Example Of Zoos Are Internment Camps For Animals Argumentative Essay

Zoos are created to keep animals for study purposes and to protect endangered species. However, it is observed that earning money has become sole purpose of zoo owners. Zoos take all steps to attract public and to increase their revenues without considering safety, comfort and physical and mental health of animals. Advocates of zoos claim that zoos should not be removed because it allows people to understand and study animals. Opponents of zoos claim that zoos should be banned because zoos are not animals’ natural homes and captivity upsets animals physically as well as mentally. This paper discusses that zoos are internment camps for animals and should be shut down.
Animals do not belong to zoos and keeping them in zoos is like taking their freedom away. Keeping animals forcefully in zoos is violation of animals’ natural rights. In zoos, animals are prohibited from gathering their food, socialising, and behaving naturally. Does not matter how hard zoos are trying to replicate natural surroundings, zoos cannot become forest. Taming and caging of animals is cruel as it impacts their health and lifespan. Zoos also get involved into practices that are unethical and illegal in order to achieve profit. For example zoos are involved in trade of animals and treating animals as commodities. The primary purpose of zoos has shifted from education and protection of rare species to entertainment and money making. Various disadvantages associated with zoos generate a need of shut down of all zoos.
Claim 1: Zoos should be banned because keeping animals in prisons increase their exposure towards various physical and mental illnesses, and also decreases their life spam.
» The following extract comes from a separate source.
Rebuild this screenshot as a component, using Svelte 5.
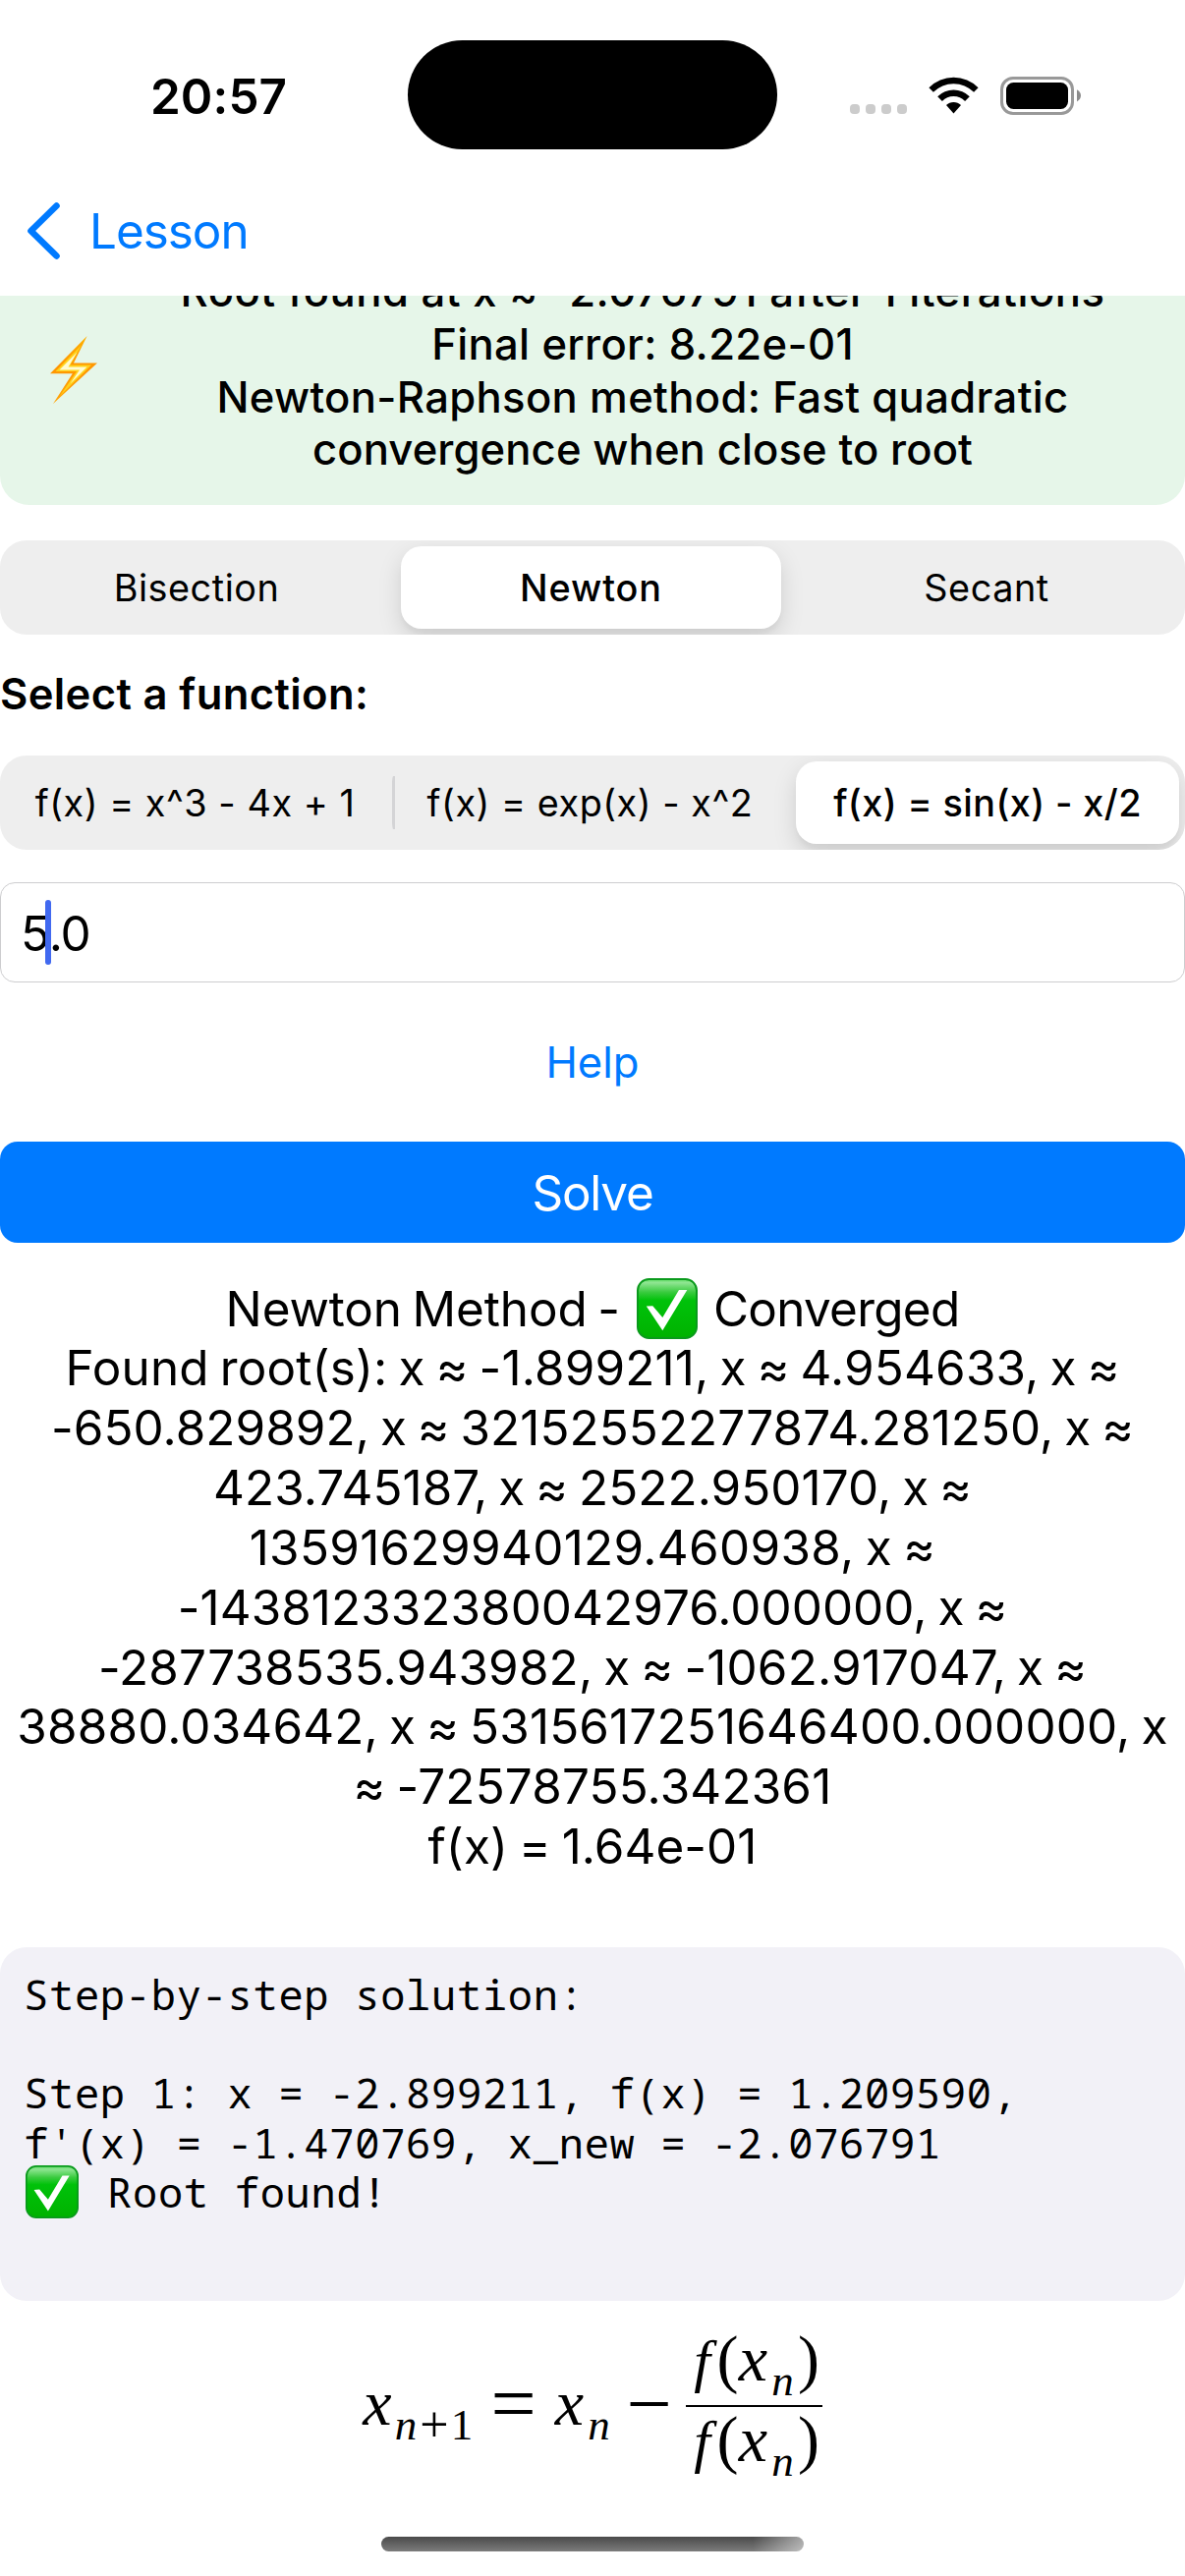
<script>
  const methods = ['Bisection', 'Newton', 'Secant'];
  const functions = ['f(x) = x^3 - 4x + 1', 'f(x) = exp(x) - x^2', 'f(x) = sin(x) - x/2'];
  let method = $state(1);
  let fn = $state(2);

  const roots = [
    ['Found root(s): x ≈ -1.899211, x ≈ 4.954633, x ≈', 'mid'],
    ['-650.829892, x ≈ 32152552277874.281250, x ≈', 'tight'],
    ['423.745187, x ≈ 2522.950170, x ≈', 'tight'],
    ['13591629940129.460938, x ≈', 'loose'],
    ['-143812332380042976.000000, x ≈', 'tight'],
    ['-287738535.943982, x ≈ -1062.917047, x ≈', 'mid'],
    ['38880.034642, x ≈ 5315617251646400.000000, x', 'mid'],
    ['≈ -72578755.342361', 'mid'],
    ['f(x) = 1.64e-01', 'tight']
  ];
</script>

{#snippet check(cls)}
  <svg class={cls} viewBox="0 0 62 62" role="img" aria-label="✅">
    <defs>
      <linearGradient id="g-{cls}" x1="0" y1="0" x2="0" y2="1">
        <stop offset="0" stop-color="#5fdc62" />
        <stop offset="0.06" stop-color="#8fe592" />
        <stop offset="0.22" stop-color="#3acb3f" />
        <stop offset="0.36" stop-color="#00c20a" />
        <stop offset="1" stop-color="#00b200" />
      </linearGradient>
    </defs>
    <rect x="1" y="1" width="60" height="60" rx="11.5" fill="url(#g-{cls})" stroke="#0a9a1c" stroke-width="2" />
    <path d="M9.8 28.6 L16.3 28.2 L26.3 40 L43 12 L51.3 12 L26.3 53.3Z" fill="#fff" />
  </svg>
{/snippet}

{#snippet quotient()}
  <span class="g w33">f</span><span class="g par w19">(</span><span class="g x w33">x</span><span class="g w27 sub">n</span><span class="g par w26">)</span>
{/snippet}

<div class="screen">
  <header class="status">
    <div class="time">20:57</div>
    <div class="island"></div>
    <div class="indicators">
      <div class="dots"><i></i><i></i><i></i><i></i></div>
      <svg class="wifi" viewBox="0 0 51 38">
        <path d="M0.4 11.2 A35.5 35.5 0 0 1 50.6 11.2 L46.1 15.8 A29 29 0 0 0 4.9 15.8Z" />
        <path d="M9.2 20.2 A23 23 0 0 1 41.8 20.2 L37.1 24.9 A16.4 16.4 0 0 0 13.9 24.9Z" />
        <path d="M18 29 A10.6 10.6 0 0 1 33 29 L25.5 37.4Z" />
      </svg>
      <svg class="battery" viewBox="0 0 83 39">
        <rect x="1.5" y="1.5" width="72" height="36" rx="11.5" fill="none" stroke="#999" stroke-width="3" />
        <rect x="6" y="6" width="63" height="27" rx="7.5" />
        <path d="M78 13.2 Q82 15.5 82 19.3 Q82 23 78 25.4Z" fill="#8c8c8c" />
      </svg>
    </div>
  </header>

  <nav>
    <svg viewBox="0 0 34 58"><path d="M30.5 3.5 L4.5 29 L30.5 54.5" /></svg>
    <span>Lesson</span>
  </nav>

  <main>
    <section class="card">
      <svg class="bolt" viewBox="0 0 48 70" role="img" aria-label="⚡">
        <defs>
          <linearGradient id="bolt" x1="0" y1="0" x2="0" y2="1">
            <stop offset="0" stop-color="#ffb000" />
            <stop offset="0.45" stop-color="#ff9500" />
            <stop offset="1" stop-color="#ffa60a" />
          </linearGradient>
        </defs>
        <path d="M37.6 0 L0 38.2 L22.8 38.2 L3 69 L48 27.6 L24 27.6Z" fill="url(#bolt)" />
        <path d="M32 9 L5.5 36 L27 36 L10 61 L42 29.6 L20.5 29.6Z" fill="#ffd21c" />
        <path d="M27.5 16.5 L9.5 34.5 L30 34.5 L20.5 48.5 L37.5 31.5 L18.5 31.5Z" fill="#fffbd0" />
      </svg>
      <div class="summary">
        <p class="t1">Root found at x ≈ -2.076791 after 1 iterations</p>
        <p class="t2">Final error: 8.22e-01</p>
        <p class="t2">Newton-Raphson method: Fast quadratic</p>
        <p class="t3">convergence when close to root</p>
      </div>
    </section>

    <div class="segmented methods">
      {#each methods as m, i}
        <button class:on={method === i} onclick={() => (method = i)}>{m}</button>
      {/each}
    </div>

    <h2>Select a function:</h2>

    <div class="segmented functions">
      {#each functions as f, i}
        <button class:on={fn === i} class:ruled={i > 0 && fn !== i && fn !== i - 1} onclick={() => (fn = i)}>{f}</button>
      {/each}
    </div>

    <div class="field">5<span class="caret"></span>.0</div>

    <button class="help">Help</button>
    <button class="solve">Solve</button>

    <section class="result">
      <p class="headline"><span class="nm">Newton Method -</span>{@render check('big')}<span class="cv">Converged</span></p>
      {#each roots as [text, tracking]}
        <p class={tracking}>{text}</p>
      {/each}
    </section>

    <section class="steps">
      <p>Step-by-step solution:</p>
      <p>&nbsp;</p>
      <p>Step 1: x = -2.899211, f(x) = 1.209590,</p>
      <p class="second">f'(x) = -1.470769, x_new = -2.076791</p>
      <p class="found">{@render check('small')}<span>Root found!</span></p>
    </section>

    <section class="formula">
      <div class="row">
        <span class="g x w32">x</span><span class="g w26 sub">n</span><span class="g w32 sub up plus">+</span><span class="g w24 sub up">1</span><span class="g w81 op">=</span><span class="g x w33">x</span><span class="g w27 sub">n</span><span class="g w75 op">−</span>
      </div>
      <div class="fraction">
        <div class="num">{@render quotient()}</div>
        <div class="bar"></div>
        <div class="den">{@render quotient()}</div>
      </div>
    </section>
  </main>

  <div class="home"></div>
</div>

<style>
  :global(body) { margin: 0; background: #fff; }
  p, h2 { margin: 0; font-weight: inherit; font-size: inherit; }
  button { border: 0; background: none; padding: 0; font: inherit; color: inherit; letter-spacing: inherit; }
  .screen {
    width: 1206px; height: 2622px; overflow: hidden; box-sizing: border-box;
    display: flex; flex-direction: column; align-items: stretch;
    background: #fff; color: #000;
    font-family: Inter, "Liberation Sans", sans-serif; font-size: 49.4px;
  }

  .status {
    flex: none; height: 168px; box-sizing: border-box; padding: 41px 0 16px;
    display: grid; grid-template-columns: 415px 376px 415px; align-items: center;
  }
  .time { padding: 3px 0 0 153px; font-weight: 600; letter-spacing: 0.1px; line-height: 60px; }
  .island { height: 111px; border-radius: 56px; background: #000; }
  .indicators { display: flex; align-items: flex-end; padding: 2px 0 0 74px; height: 39px; }
  .dots { display: flex; gap: 6px; padding-bottom: 1px; }
  .dots i { width: 10px; height: 10px; border-radius: 4px; background: #ccc; }
  .wifi { width: 51px; height: 38px; margin: 0 22px 1px 22px; }
  .battery { width: 83px; height: 39px; }

  nav { flex: none; height: 133px; display: flex; align-items: center; padding-left: 27px; color: #007aff; letter-spacing: -1px; }
  nav svg { width: 34px; height: 58px; margin-right: 30px; }
  nav path { fill: none; stroke: #007aff; stroke-width: 6.6; stroke-linecap: round; stroke-linejoin: round; }

  main { flex: none; height: 2281px; overflow: hidden; display: flex; flex-direction: column; }
  main > * { flex: none; }

  .card {
    margin-top: -62px; height: 275px; box-sizing: border-box; padding: 0 28px 0 51px;
    display: flex; align-items: center; border-radius: 30px; background: #e6f6e9;
    font-size: 43.6px; font-weight: 500;
  }
  .bolt { width: 48px; height: 70px; }
  .summary { flex: 1; margin-left: 31px; padding-top: 2px; text-align: center; line-height: 53.75px; white-space: nowrap; }
  .t1 { letter-spacing: 0.5px; }
  .t2 { letter-spacing: 0.33px; }
  .t3 { letter-spacing: 0.1px; }

  .segmented {
    display: grid; height: 96px; box-sizing: border-box; padding: 6px;
    border-radius: 27px; background: #eee; overflow: hidden; font-size: 37.8px; white-space: nowrap; letter-spacing: 0.53px;
  }
  .methods { margin-top: 36px; grid-template-columns: 388px 387px 390px; column-gap: 14px; }
  .functions { margin-top: 36px; grid-template-columns: 385px 1fr 390px; column-gap: 8px; }
  .segmented button { border-radius: 21px; }
  .segmented .on { background: #fff; font-weight: 500; box-shadow: 0 9px 24px rgba(0, 0, 0, 0.13), 0 6px 4px rgba(0, 0, 0, 0.03); }
  .methods .on { letter-spacing: 0.9px; }
  .functions .on { letter-spacing: 0.4px; }
  .ruled { background: linear-gradient(#d4d4d6, #d4d4d6) no-repeat 0 50% / 3px 54px; border-radius: 0; }

  h2 { margin-top: 34px; font-size: 43.6px; font-weight: 600; line-height: 54px; letter-spacing: 0.36px; }
  h2 + .functions { margin-top: 35px; }

  .field {
    margin-top: 33px; height: 102px; box-sizing: border-box; border: 1.5px solid #cdcdcf; border-radius: 15px;
    display: flex; align-items: center; padding: 1px 0 0 20px; letter-spacing: -1.2px;
  }
  .caret { width: 6px; height: 66px; border-radius: 3px; background: #4169f0; margin: -1px -2.5px 0 -3.5px; }

  .help { margin-top: 54px; height: 54px; font-size: 43.6px; color: #007aff; }
  .solve { margin-top: 54px; height: 103px; border-radius: 18px; background: #007aff; color: #fff; letter-spacing: -1.2px; }

  .result { margin-top: 36.5px; text-align: center; line-height: 60.85px; white-space: nowrap; word-spacing: -3px; }
  .headline { display: flex; justify-content: center; align-items: center; height: 60.85px; }
  .nm { letter-spacing: -0.12px; }
  .cv { letter-spacing: -0.7px; }
  .big { width: 62px; height: 62px; margin: 0 16px 0 17px; }
  .tight { letter-spacing: 0.06px; }
  .mid { letter-spacing: 0.16px; }
  .loose { letter-spacing: 0.33px; }

  .steps {
    margin-top: 72px; height: 360px; box-sizing: border-box; padding: 23px 24px; border-radius: 27px;
    background: #f2f1f7; font: 42px/50px "Noto Sans Mono", "DejaVu Sans Mono", monospace; letter-spacing: 0.74px; white-space: nowrap;
  }
  .second { padding-top: 1px; }
  .found { display: flex; align-items: center; margin-top: -2px; }
  .small { width: 54px; height: 54px; margin: 0 29px 0 2px; }

  .formula {
    margin-top: 31.4px; height: 151.3px; padding-left: 368px;
    display: flex; align-items: center; font: italic 60px/60px "Liberation Serif", serif;
  }
  .row, .num, .den { display: flex; height: 60px; }
  .row { padding-bottom: 2px; }
  .g { display: flex; justify-content: center; white-space: nowrap; }
  .w19 { width: 19px; } .w24 { width: 24px; } .w26 { width: 26px; } .w27 { width: 27px; }
  .w32 { width: 32px; } .w33 { width: 33px; } .w75 { width: 75px; } .w81 { width: 81px; }
  .x { font-size: 66px; line-height: 56px; }
  .sub { font-size: 45px; padding-top: 20px; }
  .up { font-style: normal; }
  .plus { font-size: 52px; padding-top: 20px; }
  .par { font-style: normal; font-size: 66px; line-height: 56px; }
  .op { font-style: normal; font-size: 82px; line-height: 58px; }
  .fraction { width: 138.5px; padding-bottom: 9.7px; }
  .bar { height: 2.7px; margin: 14.3px 0 4.6px; background: #000; }

  .home {
    flex: none; align-self: center; width: 430px; height: 15px; margin-right: 1px; border-radius: 8px;
    background: linear-gradient(90deg, transparent 88%, rgba(255, 255, 255, 0.5)), linear-gradient(#4a4a4a, #7c7c7c);
  }
</style>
Evidence: Clubb et al. (2008) in their research study conducted on 4500 elephants found that imprisonment of animals causes different deceases in animals and reduces their life. The authors analyzed that elephants located in European zoos have lifespan of around 19 years, which is even less than half of average lifespan of animal i.e. 42 years who live in natural habitat. Transportation of animals between different zoos and removal of young animals from their mother at early age also causes various development problems, which makes survival of young animal difficult. In Zoos, animals suffer from obesity, stress, mood and health disorders, which sometimes make animals wild (Clubb, Ros, et al). PETA also claims that restricting animals from natural behaviour such as digging, climbing, hunting, swimming and choosing a partner, develop abnormal and sometimes self-destructive behaviour (PETA).